[wplug] [OT] Re: muni wif non-starter

Bryan J. Smith b.j.smith at ieee.org
Tue Sep 4 18:11:23 EDT 2007


terry mcintyre <terrymcintyre at yahoo.com> wrote:
> The article which started this thread mentioned that cities are
> unwilling to pay to be anchor customers. Of course, given
> Pittsburgh's track record of falling for every boondoggle under the
> sun ( two stadiums and a half-empty convention center and a vastly
> unprofitable Lazarus department store come to mind ), it is likely
> that Pittsburgh politicians will, as usual, fail to exercise due
> diligence before voting to spend still more taxpayer dollars. 

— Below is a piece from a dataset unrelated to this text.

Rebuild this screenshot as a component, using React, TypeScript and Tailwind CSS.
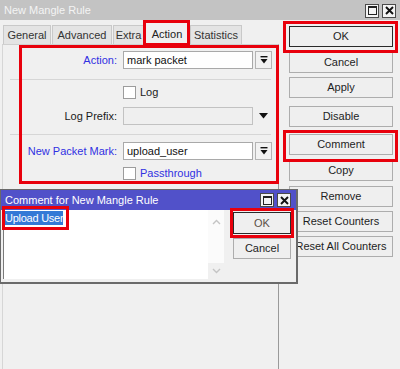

Pittsburgh does not have a monopoly on misappropriating funds.

In the fairly tourist income-influx of Orlando, we have found a way
to build ourselves an over-sized, under-utilized convention center, a
massive and overly-spacious court house, a defunct and embarrassing
city hall, and a luxurious education administrative office.  Yet
every time the tax increases come up, they show schools falling
apart.  I for one have taken the Orlando-Orange County budget apart
and showed how many inexpensive schools they could have built instead
of spending it on these luxurious public service buildings.  I for
once would like to force Orange County Public School (OCPS)
administrators to sit in their own schools, and let the kids learn in
their administrative building.  And I'm tired of them expanding the
convention center.

Then again, I live (and vote) in Seminole County for a reason. 
Furthermore, we have had black pen ink voting machines for almost
three (3) decades.  It will spit back out if you filled in a box
incorrectly or your vote spilled over into another box.  And it has
FULL ACCOUNTING of votes, with the actual ballot the "final, paper
accounting" for each voter.

> It may be that, for their own purposes, a smart city government
> prefers some other more affordable option(s). This is very
> interesting, since cities have hundreds or thousands of employees
> wandering around - inspectors, parking maids, police officers,
> firemen - who presumably could use muni wifi. 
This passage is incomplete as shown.